Michael Scriven, a distinguished professor in the Division of Behavioral & Organizational Sciences and one of the giants in the field of evaluation, has died. He was 95.

Scriven, who arrived at CGU in 1997, was a Renaissance man—someone who taught in departments of philosophy, psychology, mathematics, the history and philosophy of science, law, evaluation, and education over his more than five decades in academia. He met with Albert Einstein, debated ideas with leading intellectuals, designed and oversaw construction of his house, researched parapsychology, and was a connoisseur of art and music.

He was a prolific author, producing more than 450 publications across a spectrum of disciplines and writing or co-authoring more than a dozen books. His revolutionary ideas influenced and challenged scholars, including many leaders in the field who did not always agree with his views but who held him in deep respect.

Scriven received an honors BA in Mathematics and then an honors MA in the Philosophy of Mathematical Logic at the University of Melbourne before receiving his PhD in Philosophy at Oxford University. Nearly 50 years after this PhD, Scriven received an honorary doctorate in Education from the University of Melbourne. He served as president of the American Educational Research Association and the American Evaluation Association and received the American Evaluation Association’s Lazarsfeld Medal for contributions to evaluation theory.

“Professor Scriven was a trusted friend and colleague, and he mentored hundreds of students and junior colleagues in the field of evaluation.

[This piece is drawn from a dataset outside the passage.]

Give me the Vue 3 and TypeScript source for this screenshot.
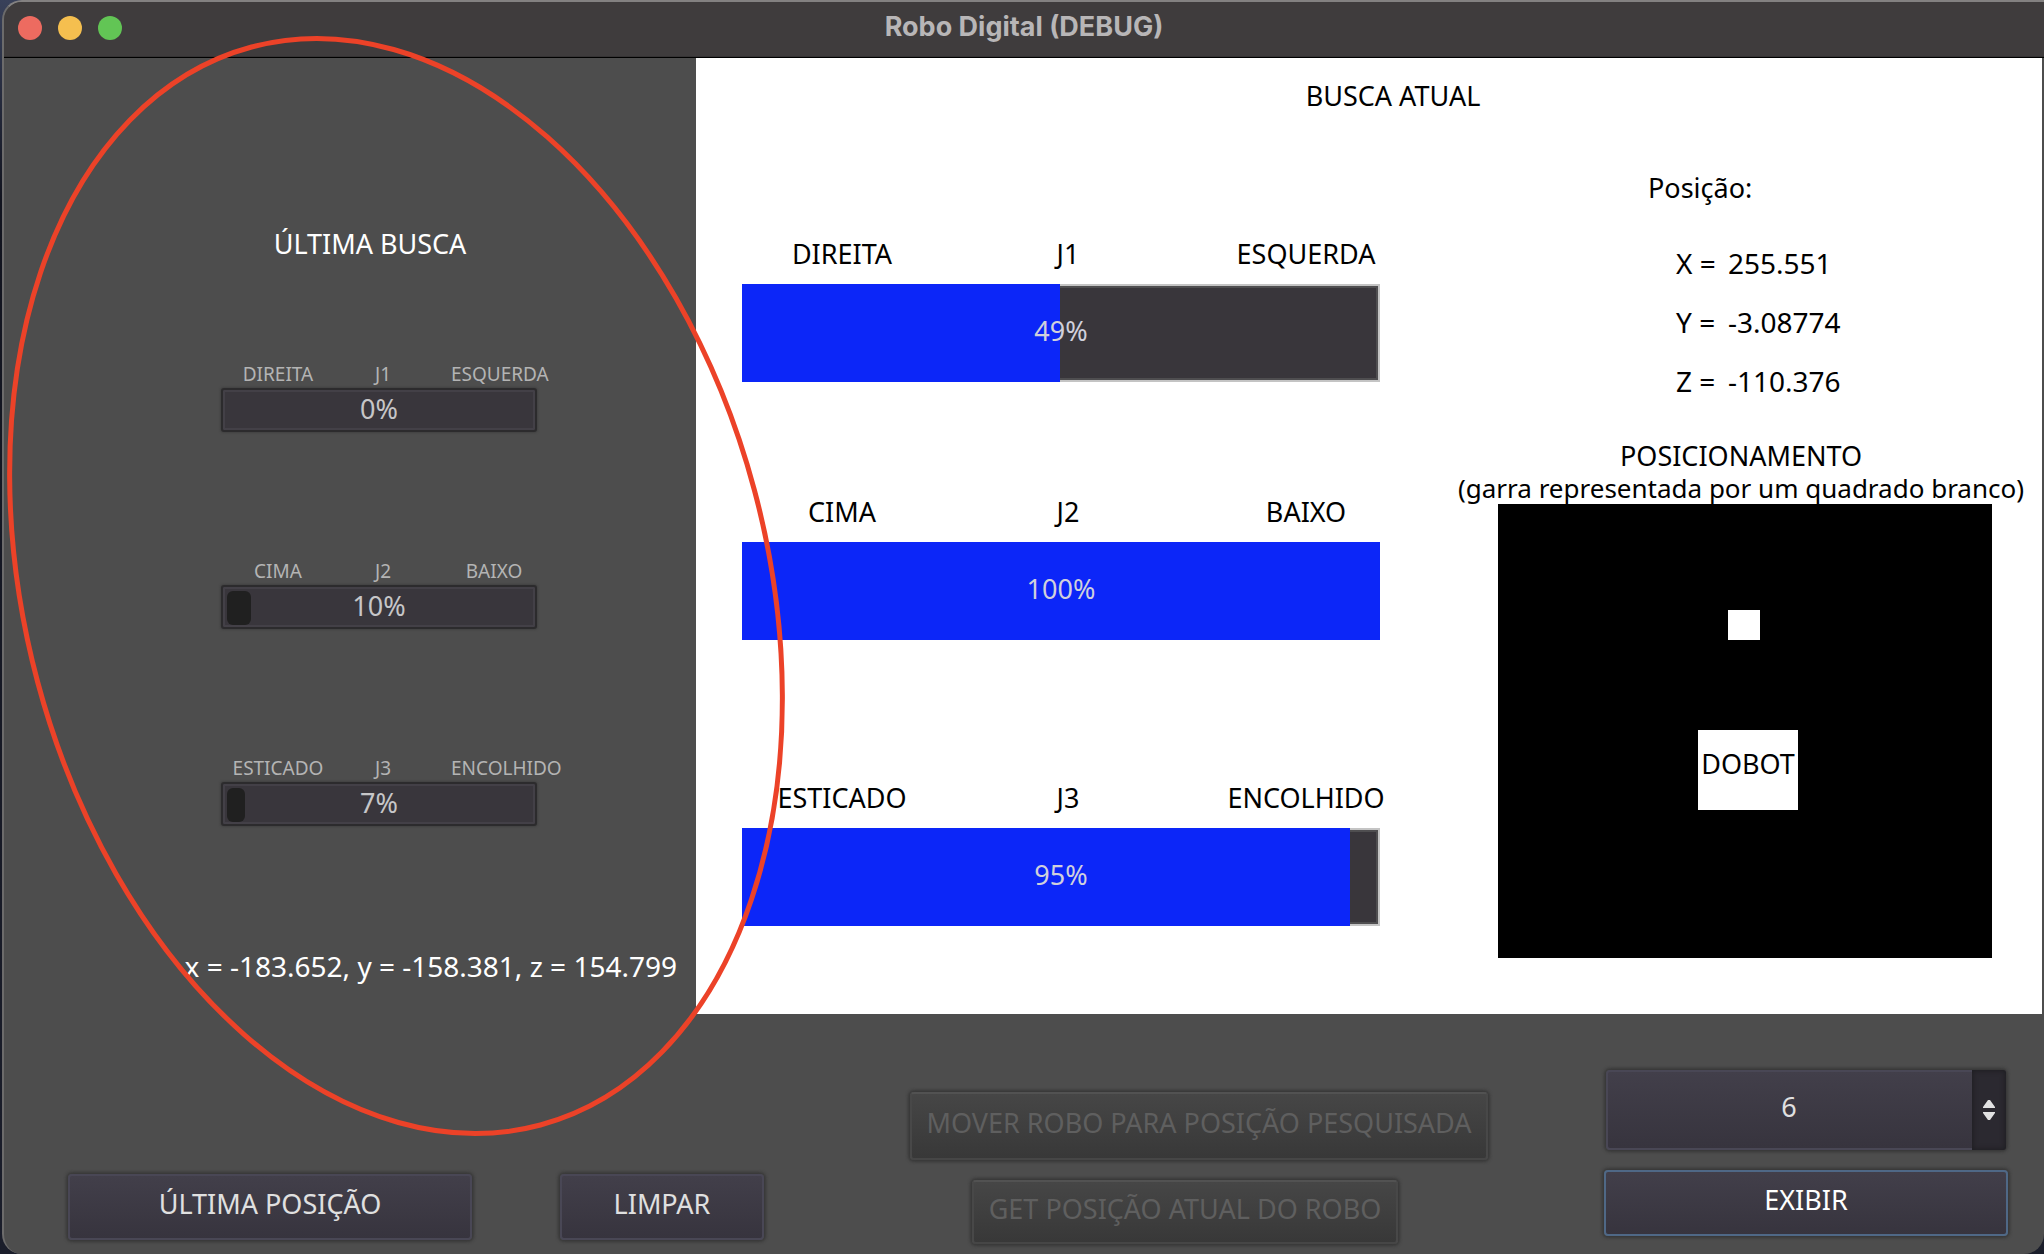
<script setup lang="ts">
import { ref } from 'vue'

interface Joint {
  name: string
  low: string
  high: string
  value: number
  fill: number
}

const lastSearch: Joint[] = [
  { name: 'J1', low: 'DIREITA', high: 'ESQUERDA', value: 0, fill: 0 },
  { name: 'J2', low: 'CIMA', high: 'BAIXO', value: 10, fill: 8 },
  { name: 'J3', low: 'ESTICADO', high: 'ENCOLHIDO', value: 7, fill: 6 },
]

const currentSearch: Joint[] = [
  { name: 'J1', low: 'DIREITA', high: 'ESQUERDA', value: 49, fill: 49.8 },
  { name: 'J2', low: 'CIMA', high: 'BAIXO', value: 100, fill: 100 },
  { name: 'J3', low: 'ESTICADO', high: 'ENCOLHIDO', value: 95, fill: 95.3 },
]

const position = [
  { axis: 'X', value: '255.551' },
  { axis: 'Y', value: '-3.08774' },
  { axis: 'Z', value: '-110.376' },
]

const options = [1, 2, 3, 4, 5, 6]
const selected = ref(6)
</script>

<template>
  <div class="window">
    <header class="titlebar">
      <div class="lights">
        <span class="light red"></span>
        <span class="light yellow"></span>
        <span class="light green"></span>
      </div>
      <h1>Robo Digital (DEBUG)</h1>
    </header>

    <main class="content">
      <aside class="last">
        <div class="last-body">
          <h2>ÚLTIMA BUSCA</h2>
          <div class="last-joints">
            <div v-for="j in lastSearch" :key="j.name" class="mini">
              <div class="mini-labels">
                <span>{{ j.low }}</span>
                <span>{{ j.name }}</span>
                <span>{{ j.high }}</span>
              </div>
              <div class="mini-bar" role="progressbar" :aria-label="j.name" :aria-valuenow="j.value">
                <div v-if="j.fill" class="mini-fill" :style="{ width: j.fill + '%' }"></div>
                <span class="percent">{{ j.value }}%</span>
              </div>
            </div>
          </div>
        </div>
        <p class="coords">x = -183.652, y = -158.381, z = 154.799</p>
      </aside>

      <section class="current">
        <h2>BUSCA ATUAL</h2>
        <div class="current-body">
          <div class="joints">
            <div v-for="j in currentSearch" :key="j.name" class="joint">
              <div class="joint-labels">
                <span>{{ j.low }}</span>
                <span>{{ j.name }}</span>
                <span>{{ j.high }}</span>
              </div>
              <div class="bar" role="progressbar" :aria-label="j.name" :aria-valuenow="j.value">
                <div class="fill" :style="{ width: j.fill + '%' }"></div>
                <span class="percent">{{ j.value }}%</span>
              </div>
            </div>
          </div>

          <div class="readout">
            <h3 class="position-title">Posição:</h3>
            <dl class="position">
              <div v-for="p in position" :key="p.axis">
                <dt>{{ p.axis }} =</dt>
                <dd>{{ p.value }}</dd>
              </div>
            </dl>
            <div class="caption">
              <h3>POSICIONAMENTO</h3>
              <p>(garra representada por um quadrado branco)</p>
            </div>
            <div class="map">
              <div class="claw"></div>
              <div class="dobot">DOBOT</div>
            </div>
          </div>
        </div>
      </section>
    </main>

    <footer class="actions">
      <div class="group-left">
        <button type="button" class="wide">ÚLTIMA POSIÇÃO</button>
        <button type="button" class="narrow">LIMPAR</button>
      </div>
      <div class="group-center">
        <button type="button" class="move" disabled>MOVER ROBO PARA POSIÇÃO PESQUISADA</button>
        <button type="button" class="get" disabled>GET POSIÇÃO ATUAL DO ROBO</button>
      </div>
      <div class="group-right">
        <div class="picker">
          <select v-model="selected" aria-label="Posição a exibir">
            <option v-for="o in options" :key="o" :value="o">{{ o }}</option>
          </select>
          <span class="arrows">
            <svg width="12" height="20" viewBox="0 0 12 20" aria-hidden="true">
              <path d="M5 0h2l5 7v1H0V7zM0 12h12v1l-5 7H5l-5-7z" fill="#e2e2e2" />
            </svg>
          </span>
        </div>
        <button type="button" class="show">EXIBIR</button>
      </div>
    </footer>

    <svg class="marker" width="800" height="1150" viewBox="0 0 800 1150" aria-hidden="true">
      <ellipse cx="396" cy="586" rx="371" ry="558" transform="rotate(-15 396 586)" fill="none" stroke="#ec4228" stroke-width="5" />
    </svg>
  </div>
</template>

<style>
body {
  margin: 0;
  background: linear-gradient(#39415a, #12141f 200px, #1b1e2b);
}
</style>

<style scoped>
* {
  box-sizing: border-box;
}

.window {
  display: flex;
  flex-direction: column;
  min-height: 100vh;
  margin-left: 2px;
  border-left: 2px solid #6c6b6b;
  border-top: 2px solid #838181;
  border-radius: 20px 0 20px 20px;
  background: #4d4d4d;
  font: 27px/38px 'Noto Sans', sans-serif;
  color: #fff;
  overflow: hidden;
}

h1,
h2,
h3,
p,
dl,
dd {
  margin: 0;
  font-weight: 400;
  font-size: inherit;
}

.titlebar {
  display: grid;
  grid-template-columns: 1fr auto 1fr;
  align-items: center;
  height: 56px;
  padding: 0 14px 3px;
  background: #3f3c3d;
  border-bottom: 1px solid #000;
  box-shadow: inset 0 -1px #353334;
}

.lights {
  display: flex;
  gap: 16px;
}

.light {
  width: 24px;
  height: 24px;
  border-radius: 50%;
}

.red {
  background: #ed6b60;
}

.yellow {
  background: #f5bf4f;
}

.green {
  background: #62c555;
}

.titlebar h1 {
  padding-bottom: 2px;
  font: 700 27px/32px Inter, sans-serif;
  color: #b8b6b7;
}

.content {
  display: grid;
  grid-template-columns: 692fr 1346fr;
  padding-right: 2px;
}

.last {
  padding: 167px 0 28px;
}

.last-body {
  width: 316px;
  margin-left: 217px;
}

.last h2 {
  padding-right: 18px;
  text-align: center;
}

.last-joints {
  display: flex;
  flex-direction: column;
  gap: 125px;
  margin: 97px 0 121px;
}

.mini-labels {
  display: grid;
  grid-template-columns: 114px 96px 20px 86px;
  font-size: 19px;
  line-height: 28px;
  color: #b4b4b4;
  text-align: center;
  white-space: nowrap;
}

.mini-labels span:last-child {
  grid-column: 4;
}

.mini-bar {
  display: grid;
  align-items: center;
  height: 44px;
  padding: 4px;
  border: 2px solid #2c2b2d;
  border-radius: 3px;
  background: #39363c;
  box-shadow: inset 0 0 0 2px #434047, 0 0 2px 1px #424242;
}

.mini-bar > *,
.bar > * {
  grid-area: 1 / 1;
}

.mini-fill {
  height: 100%;
  border-radius: 6px;
  background: #202020;
}

.percent {
  text-align: center;
  color: #c6c6c8;
}

.mini-bar .percent {
  margin-top: -4px;
}

.coords {
  padding-right: 19px;
  font-size: 28px;
  text-align: right;
  white-space: nowrap;
}

.current {
  padding-top: 19px;
  background: #fff;
  color: #000;
}

.current h2 {
  padding-left: 48px;
  text-align: center;
}

.current-body {
  display: grid;
  grid-template-columns: minmax(0, 680fr) minmax(0, 586fr);
  gap: 26px;
  padding: 0 8px 0 46px;
}

.joints {
  padding-top: 120px;
}

.joint + .joint {
  margin-top: 111px;
}

.joint + .joint:last-child {
  margin-top: 139px;
}

.joint-labels {
  display: grid;
  grid-template-columns: 200fr 252fr 224fr 4fr;
  margin-bottom: 11px;
  text-align: center;
}

.bar {
  display: grid;
  align-items: center;
  height: 98px;
  margin-right: 42px;
  background: #39363b;
  box-shadow: inset 0 0 0 2px #c4c4c4, inset 0 0 0 4px #4f4e50;
}

.fill {
  height: 98px;
  background: #0c26f8;
}

.bar .percent {
  margin-top: -4px;
  color: #d0d0dc;
}

.position-title {
  margin: 54px 0 37px 200px;
}

.position {
  display: grid;
  gap: 21px;
  margin-left: 228px;
  font-size: 28px;
}

.position div {
  display: grid;
  grid-template-columns: 52px auto;
}

.caption {
  margin: 40px 0 0;
  line-height: 32px;
  text-align: center;
  white-space: nowrap;
}

.caption p {
  font-size: 26px;
}

.map {
  position: relative;
  height: 454px;
  margin: 0 42px 56px 50px;
  background: #000;
}

.claw,
.dobot {
  position: absolute;
  background: #fff;
}

.claw {
  left: 230px;
  top: 106px;
  width: 32px;
  height: 30px;
}

.dobot {
  left: 200px;
  top: 226px;
  width: 100px;
  height: 80px;
  padding-top: 15px;
  text-align: center;
}

.actions {
  display: grid;
  grid-template-columns: 842fr 694fr 404fr;
  align-items: start;
  padding: 0 36px 10px 64px;
}

.group-left {
  display: flex;
  gap: 88px;
  padding-top: 160px;
}

.group-center,
.group-right {
  display: flex;
  flex-direction: column;
  gap: 20px;
}

.group-center {
  align-items: flex-start;
  padding-top: 78px;
}

.group-right {
  padding-top: 56px;
}

button,
select {
  height: 66px;
  padding: 0 0 6px;
  border: 2px solid #494755;
  border-radius: 4px;
  background: linear-gradient(#423f4a, #37343e);
  box-shadow: 0 0 3px 2px #383838;
  font: inherit;
  color: #e0e0e0;
  white-space: nowrap;
}

button:disabled {
  border-color: #525252 #484848 #464646;
  background: linear-gradient(#464646, #383838);
  color: #5f5f5f;
}

.wide {
  width: 404px;
}

.narrow {
  width: 204px;
}

.move {
  width: 578px;
  height: 68px;
}

.get {
  width: 426px;
  height: 64px;
  margin-left: 62px;
}

.show {
  border-color: #4f6886;
  color: #fff;
}

.picker {
  position: relative;
  display: grid;
  height: 80px;
  margin: 0 2px;
}

select {
  height: 80px;
  margin: 0;
  padding: 0 34px 6px 0;
  appearance: none;
  text-align-last: center;
}

.arrows {
  position: absolute;
  inset: 0 0 0 auto;
  display: grid;
  place-items: center;
  width: 34px;
  border-radius: 0 3px 3px 0;
  background: #2b2930;
  box-shadow: inset 0 0 5px 1px #1f1e22;
  pointer-events: none;
}

.marker {
  position: absolute;
  left: 0;
  top: 0;
  pointer-events: none;
}
</style>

He was instrumental in developing and providing leadership for the evaluation graduate programs and the Claremont Evaluation Center at CGU and will be sorely missed by his former students and colleagues,” said Distinguished University Professor Stewart I. Donaldson. “He demonstrated his admirable generosity by establishing the Faster Forward Fund with his estate to provide student and project support to further advance the transdiscipline and practice of professional evaluation.”